Hemos iniciado la Cuaresma con verdaderos deseos de conversión personal y con la ilusión de acercarnos más a Jesús. Continuamos profundizando en este conocimiento y este mes lo haremos acompañándolo en el desierto para poder unirnos a su Pasión, muerte y resurrección.
Los cuarenta días de Jesús en el desierto son de preparación para su ministerio evangelizador y para la consumación de su obra redentora. San Juan lo expresa de manera maravillosa al introducirnos al momento central de la vida de Cristo diciendo que Habiéndonos amado nos amó hasta el extremo. Toda la vida de Jesucristo es amarnos y su entrega en la Cruz es amor extremo, hasta la totalidad. Por eso, sus últimas palabras en la cruz son: Todo está cumplido.
La conversión cuaresmal nos lleva a aborrecer el pecado y a poner los medios para evitar caer en él. Jesucristo muere en la cruz para obtener el perdón de nuestros pecados y para otorgarnos la fuerza suficiente para evitarlo, aunque continuemos experimentando la tentación. Después de su estancia en el desierto Él también se deja tentar por el demonio y así enseñarnos a vencer la tentación. Ésta se vence con las prácticas cuaresmales: la oración, el ayuno y la limosna. Son medios bien conocidos por todos nosotros que la Iglesia no deja de proponer en cualquier época de la historia porque son de probada y secular eficacia.
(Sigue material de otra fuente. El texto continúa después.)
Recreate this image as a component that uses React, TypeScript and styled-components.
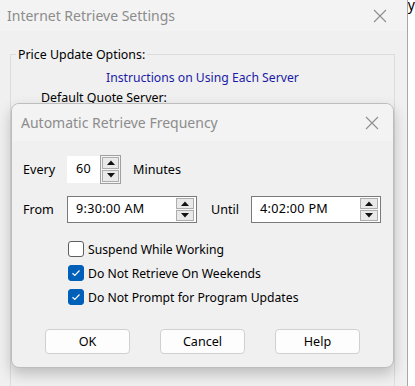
import * as React from 'react'
import styled, { createGlobalStyle } from 'styled-components'

const GlobalStyle = createGlobalStyle`
  html, body {
    margin: 0;
    padding: 0;
    background: #ffffff;
  }
  body {
    font-family: 'Noto Sans', 'Open Sans', sans-serif;
    font-size: 12px;
    color: #000;
  }
`

const Screen = styled.div`
  display: flex;
  width: 415px;
  height: 386px;
  overflow: hidden;
`

/* Outer window behind the dialog */
const OuterWindow = styled.div`
  position: relative;
  width: 408px;
  height: 386px;
  background: #f0f0f0;
  border-right: 1px solid #a8a8a8;
  display: flex;
  flex-direction: column;
`

const Strip = styled.div`
  flex: 1;
  background: #ffffff;
  font-size: 14px;
  line-height: 9px;
`

const TitleBar = styled.div<{ $light?: boolean }>`
  display: flex;
  align-items: center;
  justify-content: space-between;
  height: ${p => (p.$light ? '37px' : '31px')};
  padding: 0 ${p => (p.$light ? '14px' : '20px')} 0 ${p => (p.$light ? '9px' : '7px')};
  background: #f3f3f3;
  flex-shrink: 0;
`

const Title = styled.span`
  font-size: 14px;
  color: #8c8c8c;
`

const CloseIcon = () => (
  <svg width="14" height="14" viewBox="0 0 14 14">
    <path d="M1 1 L13 13 M13 1 L1 13" stroke="#8e8e8e" strokeWidth="1.1" fill="none" />
  </svg>
)

const OuterBody = styled.div`
  flex: 1;
  padding: 15px 12px 0 10px;
`

const GroupBox = styled.fieldset`
  margin: 0;
  height: 360px;
  border: 1px solid #dcdcdc;
  border-bottom: none;
  padding: 0;
  box-sizing: border-box;

  legend {
    padding: 0 2px;
    margin-left: 5px;
    font-size: 12.4px;
  }
`

const LinkText = styled.div`
  color: #1a1aa6;
  padding-left: 95px;
  margin-top: 6px;
  font-size: 12.2px;
`

const SubLabel = styled.div`
  margin-top: 3px;
  padding-left: 30px;
  font-size: 12.4px;
`

/* Modal dialog floating over the window */
const Dialog = styled.div`
  position: absolute;
  left: 11px;
  top: 103px;
  width: 383px;
  height: 265px;
  box-sizing: border-box;
  border: 1px solid #bdbdbd;
  border-radius: 8px;
  background: #f0f0f0;
  box-shadow: 0 6px 14px rgba(0, 0, 0, 0.22);
  overflow: hidden;
  display: flex;
  flex-direction: column;
`

const DialogBody = styled.div`
  padding: 14px 0 0 11px;
  display: flex;
  flex-direction: column;
  font-size: 12.2px;
`

const Row = styled.div<{ $gap?: number }>`
  display: flex;
  align-items: center;
  height: 28px;
  margin-bottom: ${p => p.$gap ?? 0}px;
`

const Label = styled.span<{ $w: number; $ml?: number }>`
  width: ${p => p.$w}px;
  margin-left: ${p => p.$ml ?? 0}px;
  flex-shrink: 0;
  font-size: 12.6px;
`

const Field = styled.div<{ $w: number; $bare?: boolean }>`
  display: flex;
  align-items: center;
  width: ${p => p.$w}px;
  height: 27px;
  box-sizing: border-box;
  background: #ffffff;
  border: 1px solid ${p => (p.$bare ? '#ffffff' : '#7a7a7a')};
  padding-left: 8px;
  padding-right: 2px;
  font-size: 12.6px;
  letter-spacing: 0.3px;
`

const FieldText = styled.span`
  flex: 1;
  align-self: flex-start;
  padding-top: 3px;
`

const SpinGroup = styled.div<{ $outer?: boolean }>`
  display: flex;
  flex-direction: column;
  gap: 1px;
  padding: ${p => (p.$outer ? '1px' : '0')};
  border: ${p => (p.$outer ? '1px solid #a0a0a0' : 'none')};
  background: #f4f4f4;
`

const SpinButton = styled.div<{ $h: number; $w: number }>`
  width: ${p => p.$w}px;
  height: ${p => p.$h}px;
  box-sizing: border-box;
  border: 1px solid #adadad;
  background: #e9e9e9;
  display: flex;
  align-items: center;
  justify-content: center;
`

const Arrow = ({ up }: { up?: boolean }) => (
  <svg width="8" height="5" viewBox="0 0 8 5">
    <path d={up ? 'M0 5 L4 0.5 L8 5 Z' : 'M0 0 L4 4.5 L8 0 Z'} fill="#111" />
  </svg>
)

const Spinner = ({ outer, w, h }: { outer?: boolean; w: number; h: number }) => (
  <SpinGroup $outer={outer}>
    <SpinButton $w={w} $h={h}>
      <Arrow up />
    </SpinButton>
    <SpinButton $w={w} $h={h}>
      <Arrow />
    </SpinButton>
  </SpinGroup>
)

const Checks = styled.div`
  display: flex;
  flex-direction: column;
  gap: 8px;
  padding-left: 45px;
  margin-top: 18px;
`

const CheckRow = styled.label`
  display: flex;
  align-items: center;
  gap: 4px;
  height: 16px;
`

const Box = styled.span<{ $on?: boolean }>`
  width: 16px;
  height: 16px;
  box-sizing: border-box;
  border-radius: 3px;
  border: 1px solid ${p => (p.$on ? '#005fb8' : '#5e5e5e')};
  background: ${p => (p.$on ? '#005fb8' : '#ffffff')};
  display: flex;
  align-items: center;
  justify-content: center;
`

const Check = ({ on, children }: { on?: boolean; children: React.ReactNode }) => (
  <CheckRow>
    <Box $on={on}>
      {on && (
        <svg width="10" height="8" viewBox="0 0 10 8">
          <path d="M1.5 4.2 L3.8 6.4 L8.5 1.5" stroke="#fff" strokeWidth="1.2" fill="none" />
        </svg>
      )}
    </Box>
    {children}
  </CheckRow>
)

const Buttons = styled.div`
  display: flex;
  gap: 30px;
  padding-left: 22px;
  margin-top: 24px;
`

const Button = styled.div`
  width: 85px;
  height: 25px;
  box-sizing: border-box;
  background: #fdfdfd;
  border: 1px solid #d0d0d0;
  border-radius: 4px;
  display: flex;
  align-items: center;
  justify-content: center;
  font-size: 12.6px;
`

const App = () => (
  <>
    <GlobalStyle />
    <Screen>
      <OuterWindow>
        <TitleBar>
          <Title>Internet Retrieve Settings</Title>
          <CloseIcon />
        </TitleBar>
        <OuterBody>
          <GroupBox>
            <legend>Price Update Options:</legend>
            <LinkText>Instructions on Using Each Server</LinkText>
            <SubLabel>Default Quote Server:</SubLabel>
          </GroupBox>
        </OuterBody>

        <Dialog>
          <TitleBar $light>
            <Title>Automatic Retrieve Frequency</Title>
            <CloseIcon />
          </TitleBar>
          <DialogBody>
            <Row $gap={12}>
              <Label $w={44}>Every</Label>
              <Field $w={33} $bare>
                <FieldText>60</FieldText>
              </Field>
              <Spinner outer w={17} h={12} />
              <Label $w={60} $ml={12}>Minutes</Label>
            </Row>
            <Row>
              <Label $w={44}>From</Label>
              <Field $w={130}>
                <FieldText>9:30:00 AM</FieldText>
                <Spinner w={18} h={11} />
              </Field>
              <Label $w={40} $ml={14}>Until</Label>
              <Field $w={130}>
                <FieldText>4:02:00 PM</FieldText>
                <Spinner w={18} h={11} />
              </Field>
            </Row>
            <Checks>
              <Check>Suspend While Working</Check>
              <Check on>Do Not Retrieve On Weekends</Check>
              <Check on>Do Not Prompt for Program Updates</Check>
            </Checks>
            <Buttons>
              <Button>OK</Button>
              <Button>Cancel</Button>
              <Button>Help</Button>
            </Buttons>
          </DialogBody>
        </Dialog>
      </OuterWindow>
      <Strip>y</Strip>
    </Screen>
  </>
)

export default App
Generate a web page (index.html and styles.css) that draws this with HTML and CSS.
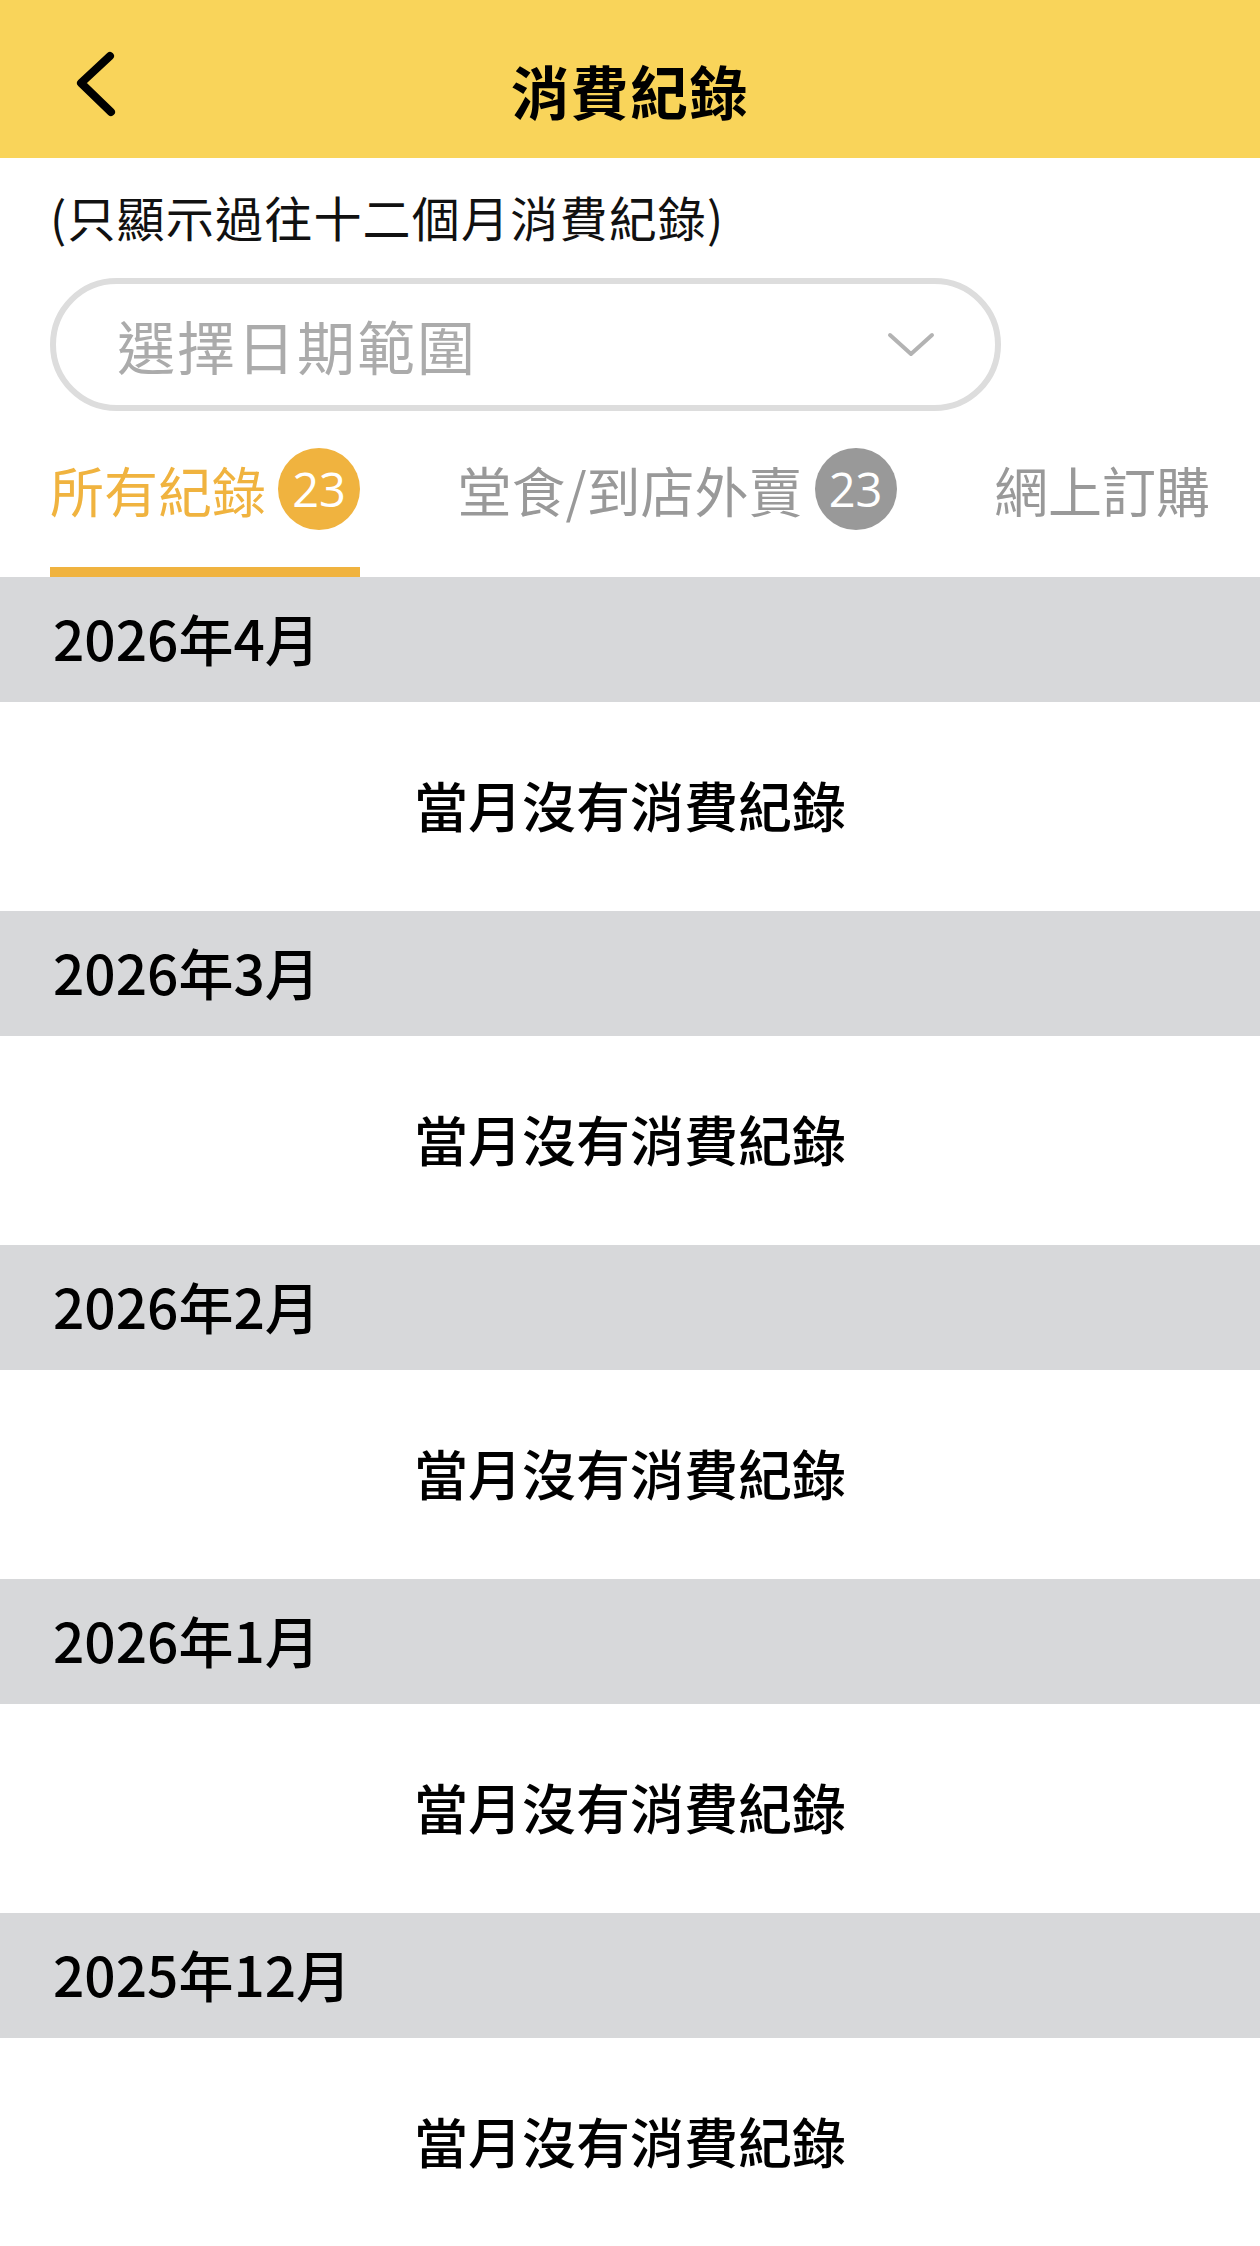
FILE: index.html
```html
<!DOCTYPE html>
<html lang="zh-Hant">
<head>
    <meta charset="UTF-8">
    <meta name="viewport" content="width=device-width, initial-scale=1.0">
    <title>消費紀錄</title>
    <link rel="stylesheet" href="styles.css">
</head>
<body>
    <!-- Barra superior -->
    <header class="topbar">
        <a class="back" href="#">
            <svg width="50" height="80" viewBox="0 0 50 80">
                <polyline points="40,5 11,32 41,61" fill="none" stroke="#000" stroke-width="8" stroke-linecap="round" stroke-linejoin="round"/>
            </svg>
        </a>
        <h1 class="title">消費紀錄</h1>
        <span></span>
    </header>

    <p class="note">(只顯示過往十二個月消費紀錄)</p>

    <div class="select">
        <span class="placeholder">選擇日期範圍</span>
        <svg width="48" height="28" viewBox="0 0 48 28">
            <polyline points="3,4 24,23 45,4" fill="none" stroke="#b3b3b3" stroke-width="4" stroke-linecap="round" stroke-linejoin="round"/>
        </svg>
    </div>

    <nav class="tabs">
        <div class="tab active">
            <div class="tab-row"><span>所有紀錄</span><span class="badge">23</span></div>
        </div>
        <div class="tab">
            <div class="tab-row"><span>堂食/到店外賣</span><span class="badge">23</span></div>
        </div>
        <div class="tab">
            <div class="tab-row"><span>網上訂購</span></div>
        </div>
    </nav>

    <div id="meses"></div>

    <script>
        // Lista de meses (todos sin registros)
        const meses = ['2026年4月', '2026年3月', '2026年2月', '2026年1月', '2025年12月'];
        const contenedor = document.getElementById('meses');

        meses.forEach(mes => {
            const cabecera = document.createElement('div');
            cabecera.classList.add('month');
            cabecera.textContent = mes;
            contenedor.appendChild(cabecera);

            const vacio = document.createElement('div');
            vacio.classList.add('empty');
            vacio.textContent = '當月沒有消費紀錄';
            contenedor.appendChild(vacio);
        });
    </script>
</body>
</html>
```

FILE: styles.css
```css
/* General */
body {
    font-family: 'Noto Sans CJK TC', 'Noto Sans', sans-serif;
    margin: 0;
    padding: 0;
    background-color: #fff;
    color: #000;
}

/* Barra superior amarilla */
.topbar {
    display: grid;
    grid-template-columns: 1fr auto 1fr;
    align-items: center;
    height: 158px;
    box-sizing: border-box;
    padding-top: 24px;
    background-color: #f9d45a;
}

.back {
    display: flex;
    margin-left: 70px;
    width: 50px;
}

.title {
    margin: 0;
    font-size: 58px;
    font-weight: 700;
    letter-spacing: 1.5px;
    line-height: 1.2;
}

/* Nota */
.note {
    margin: 28px 50px 0;
    font-size: 48px;
    letter-spacing: 1.2px;
    line-height: 60px;
    color: #111;
}

/* Selector de fechas */
.select {
    display: flex;
    align-items: center;
    justify-content: space-between;
    width: 951px;
    height: 133px;
    box-sizing: border-box;
    margin: 32px 0 0 50px;
    padding: 0 60px 0 61px;
    border: 6px solid #dddddd;
    border-radius: 67px;
}

.placeholder {
    font-size: 58px;
    letter-spacing: 2px;
    color: #ababab;
}

/* Pestanas */
.tabs {
    display: flex;
    justify-content: space-between;
    padding: 0 50px;
}

.tab {
    padding: 37px 0 37px;
    border-bottom: 10px solid transparent;
    color: #999;
    font-size: 54px;
}

.tab.active {
    color: #f0b33f;
    border-bottom-color: #f0b33f;
}

.tab-row {
    display: flex;
    align-items: center;
    gap: 12px;
    height: 82px;
}

.badge {
    width: 82px;
    height: 82px;
    border-radius: 50%;
    background-color: #999;
    color: #fff;
    font-family: 'Open Sans', sans-serif;
    font-size: 47px;
    line-height: 82px;
    text-align: center;
}

.tab.active .badge {
    background-color: #f0b33f;
}

/* Meses */
.month {
    display: flex;
    align-items: center;
    height: 125px;
    box-sizing: border-box;
    padding: 0 0 6px 53px;
    background-color: #d7d8da;
    font-size: 55px;
    font-weight: 500;
}

.empty {
    display: flex;
    align-items: center;
    justify-content: center;
    height: 209px;
    box-sizing: border-box;
    padding-bottom: 4px;
    font-size: 54px;
    font-weight: 500;
}
```
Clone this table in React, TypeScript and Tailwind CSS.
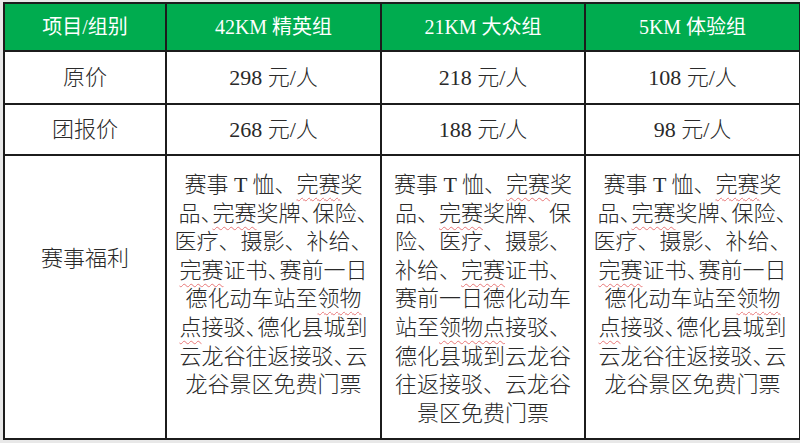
const FONT = "font-['Liberation_Serif','Noto_Sans_CJK_SC',serif]"

type Cell = { lines: string[]; squeeze?: number[] }

// [..] marks text with a spell-check squiggle
function Line({ text, squeeze }: { text: string; squeeze?: boolean }) {
  const parts = text.split(/(\[[^\]]+\])/).filter(Boolean)
  return (
    <div className="whitespace-nowrap">
      {parts.map((p, i) => {
        const marked = p.startsWith("[")
        const body = marked ? p.slice(1, -1) : p
        const chars = squeeze
          ? body.split(/(、)/).map((c, j) =>
              c === "、" ? (
                <span key={j} className="tracking-[-10px]">
                  、
                </span>
              ) : (
                c
              )
            )
          : body
        return marked ? (
          <span
            key={i}
            className="underline decoration-wavy decoration-[#e87878] decoration-1 underline-offset-[5px]"
          >
            {chars}
          </span>
        ) : (
          <span key={i}>{chars}</span>
        )
      })}
    </div>
  )
}

const wide: Cell = {
  lines: [
    "赛事 T 恤、[完赛]奖",
    "品、[完赛]奖牌、保险、",
    "医疗、摄影、补给、",
    "[完赛]证书、赛前一日",
    "德化动车站至[领物]",
    "[点]接驳、德化县城到",
    "云龙谷往返接驳、云",
    "龙谷景区免费门票",
  ],
  squeeze: [1, 3, 5, 6],
}

const narrow: Cell = {
  lines: [
    "赛事 T 恤、[完赛]奖",
    "品、[完赛]奖牌、保",
    "险、医疗、摄影、",
    "补给、[完赛]证书、",
    "赛前一日德化动车",
    "站至[领物点]接驳、",
    "德化县城到云龙谷",
    "往返接驳、云龙谷",
    "景区免费门票",
  ],
}

function Perks({ cell }: { cell: Cell }) {
  return (
    <td className="border-2 border-[#1c1c1c] align-top pt-[15px] text-center leading-[28.6px]">
      {cell.lines.map((l, i) => (
        <Line key={i} text={l} squeeze={cell.squeeze?.includes(i)} />
      ))}
    </td>
  )
}

export default function App() {
  const th = "border-2 border-[#1c1c1c] text-center text-[20px] font-normal text-white"
  const td = "border-2 border-[#1c1c1c] text-center text-[22px]"
  return (
    <div className={`h-[443px] w-[800px] bg-[#e8e8e8] pl-[3px] pt-[2px] ${FONT}`}>
      <table className="border-collapse bg-white text-[#2a2a2a] text-[22px] font-light table-fixed w-[796px]">
        <colgroup>
          <col className="w-[162px]" />
          <col className="w-[215px]" />
          <col className="w-[204px]" />
          <col className="w-[215px]" />
        </colgroup>
        <thead>
          <tr className="h-[48px] bg-[#00ac4f]">
            <th className={th}>项目/组别</th>
            <th className={th}>42KM 精英组</th>
            <th className={th}>21KM 大众组</th>
            <th className={th}>5KM 体验组</th>
          </tr>
        </thead>
        <tbody>
          <tr className="h-[53px]">
            <td className={td}>原价</td>
            <td className={td}>298 元/人</td>
            <td className={td}>218 元/人</td>
            <td className={td}>108 元/人</td>
          </tr>
          <tr className="h-[51px]">
            <td className={td}>团报价</td>
            <td className={td}>268 元/人</td>
            <td className={td}>188 元/人</td>
            <td className={td}>98 元/人</td>
          </tr>
          <tr className="h-[284px]">
            <td className="border-2 border-[#1c1c1c] align-top pt-[86px] text-center">赛事福利</td>
            <Perks cell={wide} />
            <Perks cell={narrow} />
            <Perks cell={wide} />
          </tr>
        </tbody>
      </table>
    </div>
  )
}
Busquemos tener cada día esos ratos de encuentro con el Señor meditando los misterios de nuestra salvación y descubriremos por nosotros mismos cuán grande es el amor de Dios por nosotros y hasta que límites llega, límites insondables e inabarcables. De este modo no tendremos miedo al sacrificio, todo lo contrario, lo viviremos con gusto, uniéndonos al amor de Dios por cada uno de nosotros y de la humanidad entera. Y esa oración y ese sacrificio nos conducirán directamente al servicio, a la limosna, a ayudar a los demás a descubrir el amor de Dios, provocando en ellos una autentica conversión de corazón. Dios reza, se sacrifica y se nos entrega.